> INSTRUCTIONS FOR THE TASK
Each line below that contains "styles" counts once; report the total and nothing more.

========

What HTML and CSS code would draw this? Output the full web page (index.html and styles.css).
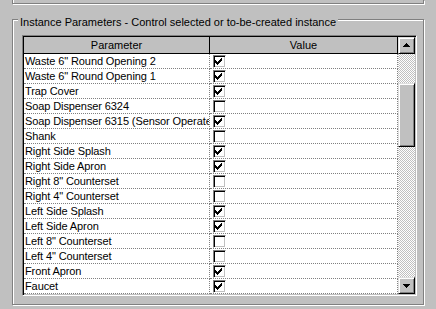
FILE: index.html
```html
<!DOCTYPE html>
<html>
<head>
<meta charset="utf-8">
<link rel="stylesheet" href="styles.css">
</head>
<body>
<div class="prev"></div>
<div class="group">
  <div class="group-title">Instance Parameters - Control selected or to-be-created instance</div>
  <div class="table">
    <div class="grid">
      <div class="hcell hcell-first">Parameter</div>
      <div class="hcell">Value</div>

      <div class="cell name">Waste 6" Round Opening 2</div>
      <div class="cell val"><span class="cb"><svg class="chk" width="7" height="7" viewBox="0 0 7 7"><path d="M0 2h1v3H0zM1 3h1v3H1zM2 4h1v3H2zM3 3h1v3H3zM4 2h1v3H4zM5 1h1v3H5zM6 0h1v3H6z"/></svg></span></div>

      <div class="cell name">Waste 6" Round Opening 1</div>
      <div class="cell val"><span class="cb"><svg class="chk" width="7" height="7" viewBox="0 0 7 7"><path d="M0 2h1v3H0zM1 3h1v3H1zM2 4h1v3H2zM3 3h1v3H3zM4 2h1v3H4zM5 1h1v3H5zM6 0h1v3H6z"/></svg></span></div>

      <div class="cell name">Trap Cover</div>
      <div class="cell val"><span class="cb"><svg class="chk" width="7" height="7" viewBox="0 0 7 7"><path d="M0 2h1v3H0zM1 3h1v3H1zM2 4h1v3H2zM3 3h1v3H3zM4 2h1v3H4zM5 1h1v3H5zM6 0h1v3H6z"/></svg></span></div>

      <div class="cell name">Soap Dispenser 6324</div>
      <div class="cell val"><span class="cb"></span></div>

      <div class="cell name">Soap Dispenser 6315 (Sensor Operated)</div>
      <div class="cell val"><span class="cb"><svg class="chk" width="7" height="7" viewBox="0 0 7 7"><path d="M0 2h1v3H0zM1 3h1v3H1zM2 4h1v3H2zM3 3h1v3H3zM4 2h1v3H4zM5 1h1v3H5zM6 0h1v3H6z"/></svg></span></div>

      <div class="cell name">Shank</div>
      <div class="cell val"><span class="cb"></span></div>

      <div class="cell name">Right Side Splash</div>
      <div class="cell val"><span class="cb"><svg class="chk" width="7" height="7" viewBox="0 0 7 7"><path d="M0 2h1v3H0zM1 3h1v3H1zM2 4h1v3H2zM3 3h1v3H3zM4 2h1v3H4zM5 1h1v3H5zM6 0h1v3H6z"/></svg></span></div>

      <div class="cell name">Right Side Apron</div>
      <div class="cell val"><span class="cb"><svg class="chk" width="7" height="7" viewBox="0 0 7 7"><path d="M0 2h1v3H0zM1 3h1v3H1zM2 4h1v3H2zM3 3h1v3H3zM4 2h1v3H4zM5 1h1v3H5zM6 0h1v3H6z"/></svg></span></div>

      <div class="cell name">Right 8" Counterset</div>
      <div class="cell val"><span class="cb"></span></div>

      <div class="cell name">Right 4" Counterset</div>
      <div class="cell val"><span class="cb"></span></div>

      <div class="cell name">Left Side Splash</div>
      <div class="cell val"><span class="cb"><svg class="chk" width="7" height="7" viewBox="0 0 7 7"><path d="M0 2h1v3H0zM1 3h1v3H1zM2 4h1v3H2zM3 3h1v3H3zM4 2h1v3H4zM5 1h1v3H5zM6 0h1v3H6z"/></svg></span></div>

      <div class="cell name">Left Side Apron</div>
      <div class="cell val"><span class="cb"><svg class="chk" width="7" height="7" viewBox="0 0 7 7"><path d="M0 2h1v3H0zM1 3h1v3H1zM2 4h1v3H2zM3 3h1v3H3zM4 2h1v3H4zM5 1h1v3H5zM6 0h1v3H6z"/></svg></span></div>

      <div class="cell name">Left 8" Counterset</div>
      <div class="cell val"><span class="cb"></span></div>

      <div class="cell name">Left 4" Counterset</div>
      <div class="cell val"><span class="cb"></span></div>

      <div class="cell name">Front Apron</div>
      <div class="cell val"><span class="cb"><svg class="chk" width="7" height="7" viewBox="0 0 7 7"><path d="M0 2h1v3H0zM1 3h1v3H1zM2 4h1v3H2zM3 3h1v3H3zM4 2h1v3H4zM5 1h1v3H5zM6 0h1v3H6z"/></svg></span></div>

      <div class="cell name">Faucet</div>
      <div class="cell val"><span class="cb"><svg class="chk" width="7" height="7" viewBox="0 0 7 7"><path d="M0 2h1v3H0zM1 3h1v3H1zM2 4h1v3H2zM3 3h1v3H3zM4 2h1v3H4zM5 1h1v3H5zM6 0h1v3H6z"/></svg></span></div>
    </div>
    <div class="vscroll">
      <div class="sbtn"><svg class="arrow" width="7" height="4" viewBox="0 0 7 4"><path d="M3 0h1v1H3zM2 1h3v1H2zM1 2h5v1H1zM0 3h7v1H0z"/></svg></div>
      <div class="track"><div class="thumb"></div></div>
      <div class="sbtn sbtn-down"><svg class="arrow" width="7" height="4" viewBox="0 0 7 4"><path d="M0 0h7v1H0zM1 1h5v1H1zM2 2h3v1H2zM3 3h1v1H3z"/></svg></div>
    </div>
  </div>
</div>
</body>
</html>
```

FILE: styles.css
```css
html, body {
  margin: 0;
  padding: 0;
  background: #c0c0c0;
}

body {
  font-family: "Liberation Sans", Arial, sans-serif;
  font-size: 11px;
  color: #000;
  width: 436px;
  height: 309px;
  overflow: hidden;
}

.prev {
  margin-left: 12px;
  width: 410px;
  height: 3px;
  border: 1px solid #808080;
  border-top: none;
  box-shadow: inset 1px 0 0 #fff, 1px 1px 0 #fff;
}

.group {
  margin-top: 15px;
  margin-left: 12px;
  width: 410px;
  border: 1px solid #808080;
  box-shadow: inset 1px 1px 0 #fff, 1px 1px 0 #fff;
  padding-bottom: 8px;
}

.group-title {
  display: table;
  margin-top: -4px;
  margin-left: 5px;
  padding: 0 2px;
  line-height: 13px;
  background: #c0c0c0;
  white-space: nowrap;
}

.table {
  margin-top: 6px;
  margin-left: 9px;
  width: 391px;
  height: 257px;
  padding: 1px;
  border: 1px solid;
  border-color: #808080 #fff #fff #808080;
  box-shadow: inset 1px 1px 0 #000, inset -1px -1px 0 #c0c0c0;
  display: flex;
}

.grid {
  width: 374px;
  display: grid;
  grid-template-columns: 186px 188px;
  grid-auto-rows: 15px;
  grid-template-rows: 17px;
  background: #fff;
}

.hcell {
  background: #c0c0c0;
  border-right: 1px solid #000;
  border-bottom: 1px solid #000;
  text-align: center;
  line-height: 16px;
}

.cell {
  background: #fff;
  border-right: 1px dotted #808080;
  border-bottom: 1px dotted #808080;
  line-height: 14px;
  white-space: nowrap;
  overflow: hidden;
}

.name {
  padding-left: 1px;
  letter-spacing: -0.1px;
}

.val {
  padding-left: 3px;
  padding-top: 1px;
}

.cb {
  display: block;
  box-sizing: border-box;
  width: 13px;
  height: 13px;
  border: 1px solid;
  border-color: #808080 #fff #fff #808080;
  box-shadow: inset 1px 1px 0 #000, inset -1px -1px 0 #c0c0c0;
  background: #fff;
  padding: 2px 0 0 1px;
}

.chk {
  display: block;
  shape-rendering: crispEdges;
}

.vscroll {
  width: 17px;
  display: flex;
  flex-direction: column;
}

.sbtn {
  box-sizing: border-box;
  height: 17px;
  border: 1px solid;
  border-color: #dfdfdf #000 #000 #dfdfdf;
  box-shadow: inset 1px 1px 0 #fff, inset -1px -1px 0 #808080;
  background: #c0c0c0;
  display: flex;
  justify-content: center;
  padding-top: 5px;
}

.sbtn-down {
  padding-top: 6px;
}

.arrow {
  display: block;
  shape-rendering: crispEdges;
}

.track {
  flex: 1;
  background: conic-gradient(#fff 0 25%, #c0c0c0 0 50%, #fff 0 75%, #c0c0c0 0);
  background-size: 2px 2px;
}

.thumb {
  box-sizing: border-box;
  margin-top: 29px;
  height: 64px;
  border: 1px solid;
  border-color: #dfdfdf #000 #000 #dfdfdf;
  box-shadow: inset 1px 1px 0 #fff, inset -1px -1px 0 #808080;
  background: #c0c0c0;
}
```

========

> EXERCISE RESULT
3